From the time FSOC was created until its designation authority was muted by the Trump-era guidance, the council only designated four firms, but all of them have since had their designations rescinded. 

While Republicans don't have a lot of tools to slow FSOC down right now, it's possible that, in the event of a turnover in Washington after the 2024 elections, they could begin dismantling the rules that Yellen and the Biden administration are now putting in place. That would, effectively, leave financial regulation back where it was at the onset of the Biden administration. 

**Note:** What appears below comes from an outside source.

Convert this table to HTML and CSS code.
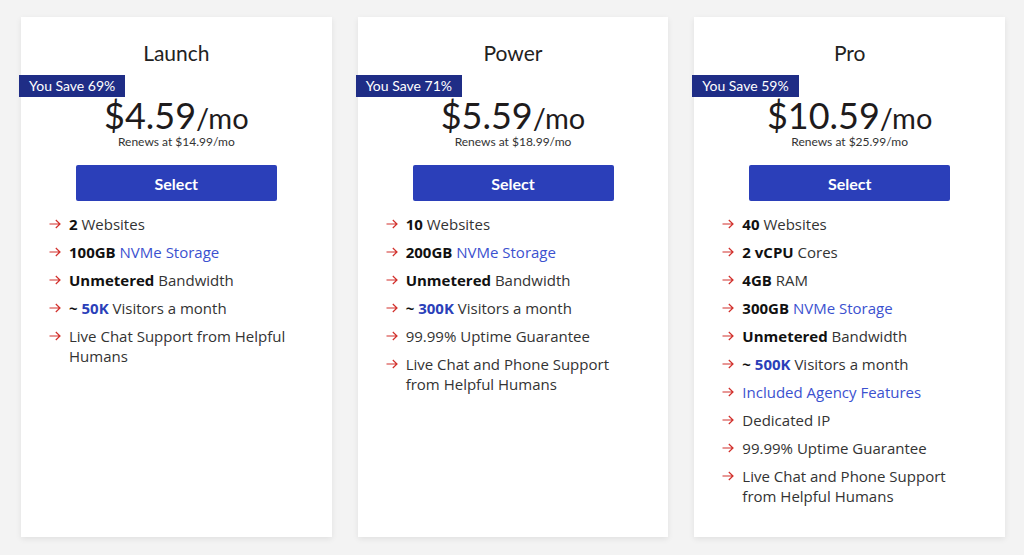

"I wonder if we're just going to see a tit-for-tat, but that being said I don't know what the alternative for this FSOC is," said Todd Phillips, principal at Phillips Policy Consulting, LLC and fellow at the Roosevelt Institute. "Our legal system makes it a whole lot harder to affirmatively regulate than to deregulate." 

And although experts anticipate a relatively smooth process for FSOC to finalize its proposals, the real test for the effectiveness of this reinvigoration of the council's designation authority will come when it actually designates something as risky and develops regulatory standards for the designated entities and/or activities. 

"The feds have struggled with conceiving of appropriate regulation for nonbanks that were designated," said Aaron Klein, senior fellow at the Brookings Institution. "Could a future Republican administration roll these things back? Yeah, but the real test is going to be are there any designations under this new framework."